The GProM system is written in C
. For the experiments we did use PostgreSQL as a backend for storage. TODO
GProM is available at https://github.com/IITDBGroup/gprom. For the experiments, please use the TODO
branch. GProM acts as a client for a relational database. UA-DB creation and querying is available through an extension of SQL.
- Repository: https://github.com/IITDBGroup/gprom
- Programming Language: C, Python
- Additional Programming Language info: we are requiring Python3.6.9
- Compiler Info: gcc-11.0.0
- Required libraries/packages:
- gnuplot (5.2)
- pg8000
- GPRoM dependencies
- python (3.6.9)
We used several open real world datasets in the experiments. See below for links. We cleaned these datasets by replacing null values with constants using missing value imputation as implemented in Mimir. In the output every row with at least one replaced value was marked as uncertain. The UA-DBs generated in this ways were used in the experiments. In addition we use two synthetic datasets. One if PDBench (TODO link), a probabilistic version of the TPC-H datasets and ...
- Real world datasets:
- Data generators:
PDBench
is a probabilistic version of the TPC-H data generator, we used a fork (fixing some compilation bugs) hosted here: https://github.com/IITDBGroup/pdbench- For real world dataset with access control annotation, we generate the data in the python testing script.

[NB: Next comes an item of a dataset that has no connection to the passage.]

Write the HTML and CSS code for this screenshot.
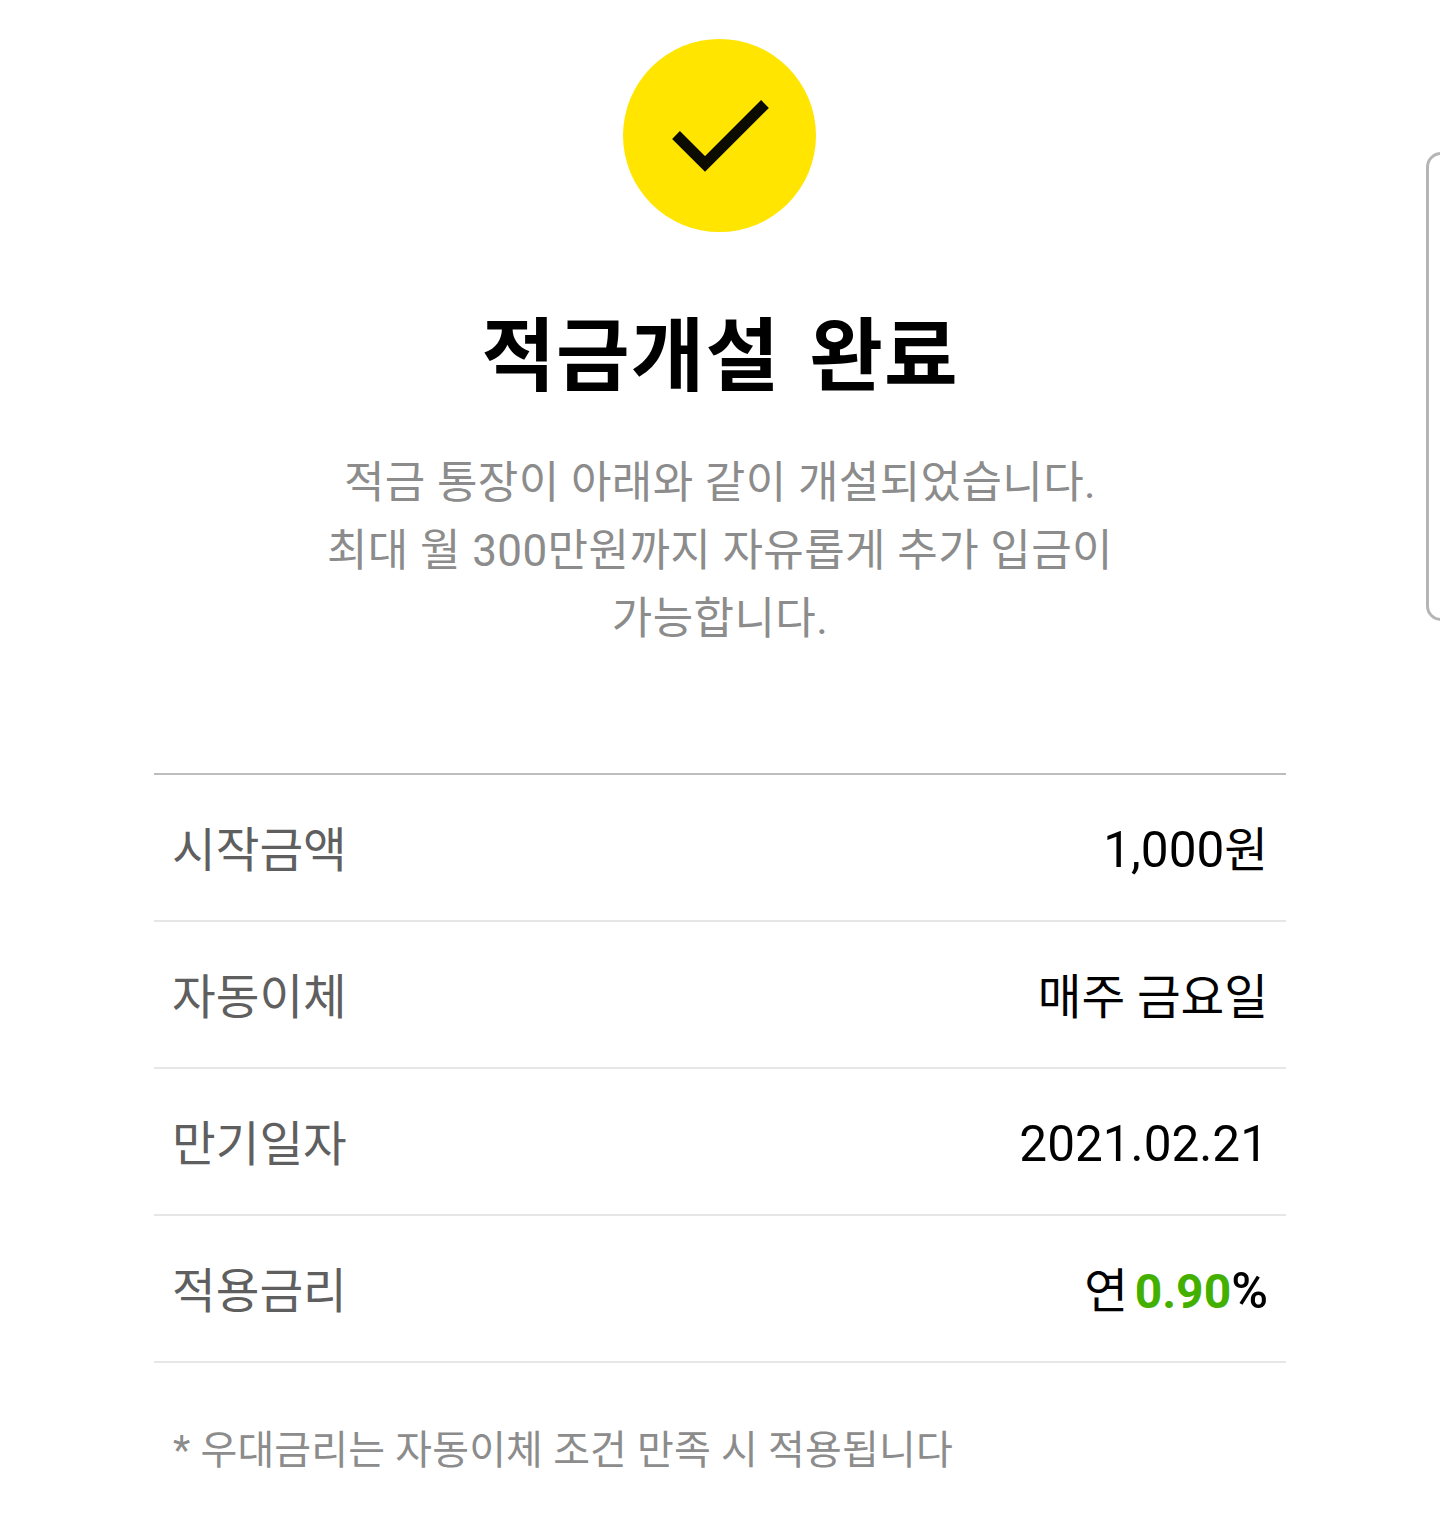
FILE: index.html
```html
<!DOCTYPE html>
<html lang="ko">
<head>
    <meta charset="UTF-8">
    <title>적금개설 완료</title>
    <link rel="stylesheet" href="styles.css">
</head>
<body>
    <div class="edge"></div>
    <div class="page">
        <div class="check">
            <svg width="193" height="193" viewBox="0 0 193 193">
                <path d="M53 96 L82 125 L142 65" fill="none" stroke="#0b0b00" stroke-width="11"/>
            </svg>
        </div>
        <h1 class="title">적금개설 완료</h1>
        <p class="desc">적금 통장이 아래와 같이 개설되었습니다.<br>최대 월 300만원까지 자유롭게 추가 입금이<br>가능합니다.</p>
        <ul class="info">
            <li><span class="label">시작금액</span><span class="value"><span class="num">1,000</span>원</span></li>
            <li><span class="label">자동이체</span><span class="value">매주 금요일</span></li>
            <li><span class="label">만기일자</span><span class="value"><span class="num">2021.02.21</span></span></li>
            <li><span class="label">적용금리</span><span class="value tight">연 <b class="rate">0.90</b><b class="pct">%</b></span></li>
        </ul>
        <p class="note">* 우대금리는 자동이체 조건 만족 시 적용됩니다</p>
    </div>
</body>
</html>
```

FILE: styles.css
```css
* {
    margin: 0;
    padding: 0;
    box-sizing: border-box;
}
body {
    background-color: #fff;
    font-family: Roboto, "Noto Sans CJK KR", sans-serif;
    height: 1513px;
    overflow: hidden;
}
.page {
    width: 1132px;
    margin: 0 auto;
    padding-top: 39px;
    text-align: center;
}
.check {
    width: 193px;
    height: 193px;
    margin-left: 469px;
    border-radius: 50%;
    background-color: #ffe500;
}
.check svg {
    display: block;
}
.title {
    margin-top: 75px;
    font-size: 80px;
    line-height: 100px;
    font-weight: 700;
    letter-spacing: 1.1px;
    word-spacing: 8px;
    color: #000;
}
.desc {
    margin-top: 42px;
    font-size: 44px;
    line-height: 68px;
    letter-spacing: 0.4px;
    color: #8c8c8c;
}
.info {
    list-style: none;
    margin-top: 120px;
    border-top: 2px solid #bdbdbd;
}
.info li {
    display: flex;
    justify-content: space-between;
    align-items: center;
    height: 147px;
    padding: 6px 18px 0;
    border-bottom: 2px solid #e6e6e6;
}
.label {
    font-size: 47.5px;
    line-height: 60px;
    color: #5f5f5f;
}
.value {
    font-size: 47.5px;
    line-height: 60px;
    color: #000;
}
.num {
    font-size: 49.5px;
}
.tight {
    word-spacing: -5px;
}
.rate {
    font-size: 48px;
    color: #43b000;
    font-weight: 700;
}
.pct {
    font-size: 50px;
    font-weight: 500;
}
.note {
    margin-top: 60px;
    padding-left: 19px;
    text-align: left;
    font-size: 40px;
    line-height: 56px;
    letter-spacing: 0.15px;
    color: #8c8c8c;
}
.edge {
    position: absolute;
    left: 1426px;
    top: 152px;
    width: 30px;
    height: 469px;
    border: 3px solid #b5b5b5;
    border-radius: 18px;
}
```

All runtime experiments were executed on a server with the following specs:
Element | Description |
---|---|
CPU | 2 x AMD Opteron(tm) Processor 4238, 3.3Ghz |
Caches (per CPU) | L1 (288KiB), L2 (6 MiB), L3 (6MiB) |
Memory | 128GB (DDR3 1333MHz) |
RAID Controller | LSI Logic / Symbios Logic MegaRAID SAS 2108 [Liberator] (rev 05), 512MB cache |
RAID Config | 4 x 1TB, configured as RAID 5 |
Disks | 4 x 1TB 7.2K RPM Near-Line SAS 6Gbps (DELL CONSTELLATION ES.3) |
A docker hub is prepared with all requirements installed,
To install docker, please refer to the docker website:
(A account is required to download/use docker)
https://www.docker.com/get-started
After docker is installed, you can pull the docker image with:
docker pull iitdbgroup/uadbreproduce
The image entry point is set to /bin/bash, so to load the docker image in command line:
docker run -ti iitdbgroup/uadbreproduce
(Some systems may need sudo for docker operations)

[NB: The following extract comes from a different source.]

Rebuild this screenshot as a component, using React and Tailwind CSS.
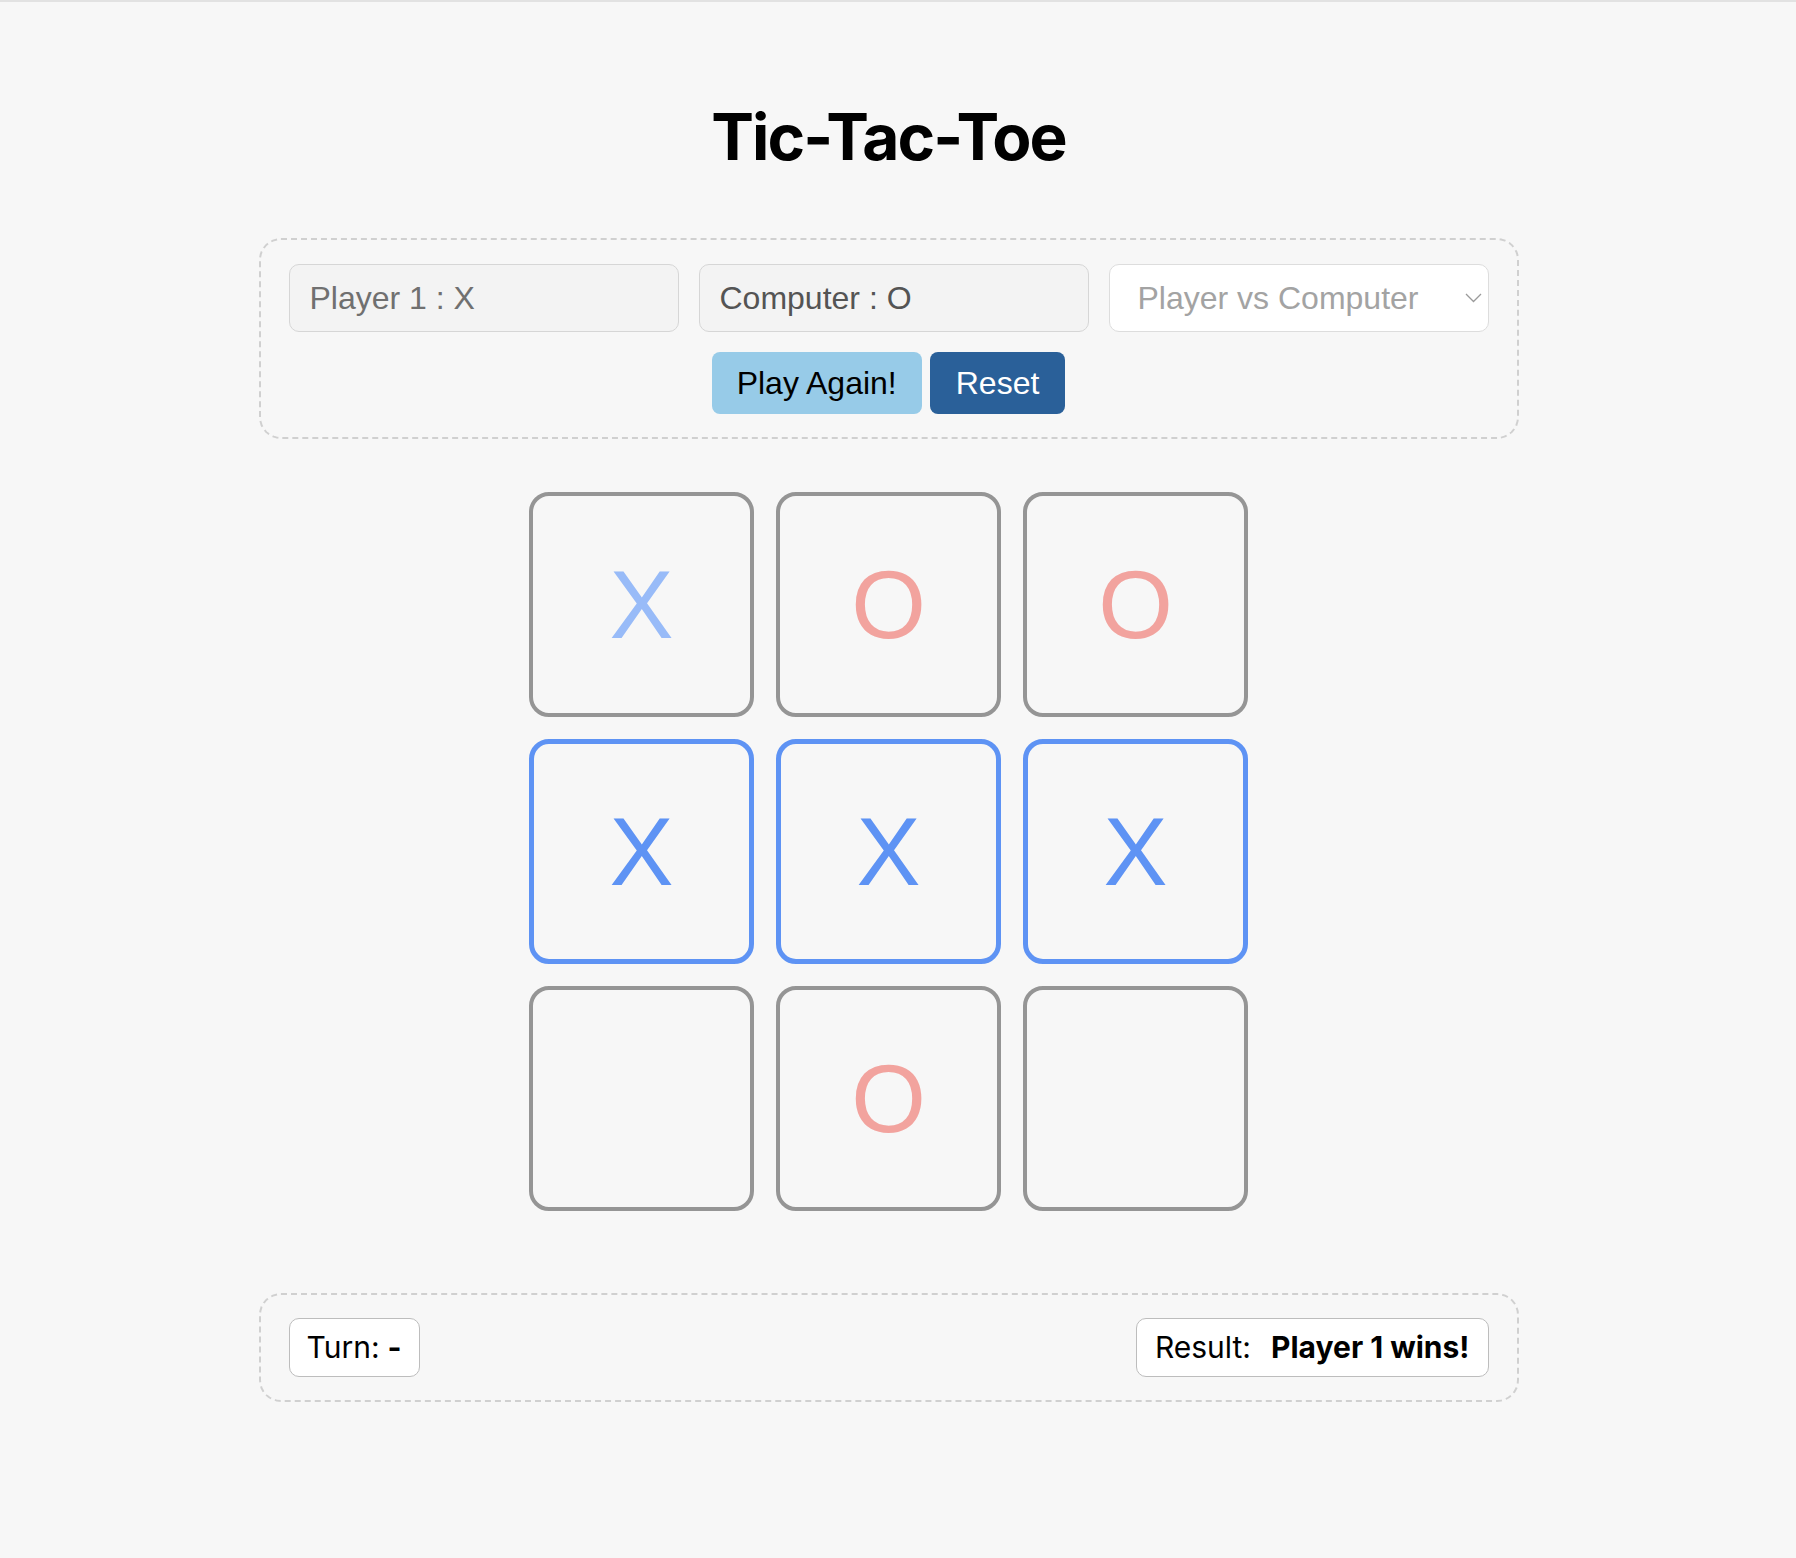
import { useState } from 'react';

const startBoard = ['X', 'O', 'O', 'X', 'X', 'X', '', 'O', ''];
const winLine = [3, 4, 5];

function Cell({ value, winning }) {
    const border = winning
        ? 'border-[5px] border-[#5e93f4]'
        : 'border-4 border-[#959595]';
    let color = 'text-[#f2a39e]';
    if (value === 'X') color = winning ? 'text-[#5e93f4]' : 'text-[#98bbf8]';

    return (
        <button
            className={`w-[225px] h-[225px] rounded-[20px] flex items-center justify-center bg-transparent ${border}`}
        >
            <span className={`font-['Liberation_Sans',Arial,sans-serif] text-[96px] leading-none ${color}`}>
                {value}
            </span>
        </button>
    );
}

export default function App() {
    const [board] = useState(startBoard);

    return (
        <div className="min-h-screen bg-[#f7f7f7] border-t-2 border-[#e2e2e2]">
            <div className="flex flex-col items-center pt-[96px] pb-20 pr-[19px]">
                <h1 className="font-['Inter',sans-serif] font-bold text-[64px] leading-[77px] tracking-[-0.03em] text-black">
                    Tic-Tac-Toe
                </h1>

                {/* Settings panel */}
                <div className="mt-[63px] w-[1260px] border-2 border-dashed border-[#d0d0d0] rounded-[22px] px-[28px] pt-[24px] pb-[23px] font-['Liberation_Sans',Arial,sans-serif]">
                    <div className="flex gap-[20px]">
                        <input
                            readOnly
                            value="Player 1 : X"
                            className="w-[390px] h-[68px] px-[20px] rounded-[10px] border border-[#d6d6d6] bg-[#f3f3f3] text-[32px] text-[#707070] outline-none"
                        />
                        <input
                            readOnly
                            value="Computer : O"
                            className="w-[390px] h-[68px] px-[20px] rounded-[10px] border border-[#d6d6d6] bg-[#f3f3f3] text-[32px] text-[#545454] outline-none"
                        />
                        <div className="relative w-[380px]">
                            <select
                                defaultValue="pvc"
                                className="w-full h-[68px] pl-[28px] pr-12 rounded-[10px] border border-[#dddddd] bg-white text-[32px] text-[#a3a3a3] appearance-none outline-none"
                            >
                                <option value="pvc">Player vs Computer</option>
                                <option value="pvp">Player vs Player</option>
                            </select>
                            <svg
                                className="absolute right-[7px] top-[29px] pointer-events-none"
                                width="17"
                                height="10"
                                viewBox="0 0 17 10"
                                fill="none"
                            >
                                <path d="M1 1l7.5 7.5L16 1" stroke="#9a9a9a" strokeWidth="1.3" />
                            </svg>
                        </div>
                    </div>
                    <div className="flex justify-center gap-[8px] mt-[20px]">
                        <button className="h-[62px] px-[25px] rounded-[8px] bg-[#97cbe8] text-[32px] text-black">
                            Play Again!
                        </button>
                        <button className="h-[62px] px-[26px] rounded-[8px] bg-[#2a6099] text-[32px] text-white">
                            Reset
                        </button>
                    </div>
                </div>

                {/* Board */}
                <div className="mt-[53px] grid grid-cols-[repeat(3,225px)] gap-[22px]">
                    {board.map((v, i) => (
                        <Cell key={i} value={v} winning={winLine.includes(i)} />
                    ))}
                </div>

                {/* Status */}
                <div className="mt-[82px] w-[1260px] border-2 border-dashed border-[#d0d0d0] rounded-[22px] px-[28px] py-[23px] flex justify-between font-['Inter',sans-serif] text-[30px] text-black">
                    <div className="h-[59px] px-[17px] flex items-center bg-white border border-[#bdbdbd] rounded-[10px]">
                        Turn:<span className="font-bold ml-[8px]">-</span>
                    </div>
                    <div className="h-[59px] px-[18px] flex items-center bg-white border border-[#bdbdbd] rounded-[10px]">
                        Result:<span className="font-bold ml-[20px]">Player 1 wins!</span>
                    </div>
                </div>
            </div>
        </div>
    );
}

The main test script is under the default entry folder. All test results is saved to /results folder. To get the results in local system, mount a local system folder to the docker container result folder when load the image:
docker run -ti -v /your/local/directory:/reproducibility/results iitdbgroup/uadbreproduce
Please follow these instructions to install the system and datasets for reproducibility.
GProM requires TODO. For example, on Ubuntu you can install the prerequisites with:
sudo apt-get install
Please clone the git repository ...
git clone git@github.com:IITDBGroup/gprom ...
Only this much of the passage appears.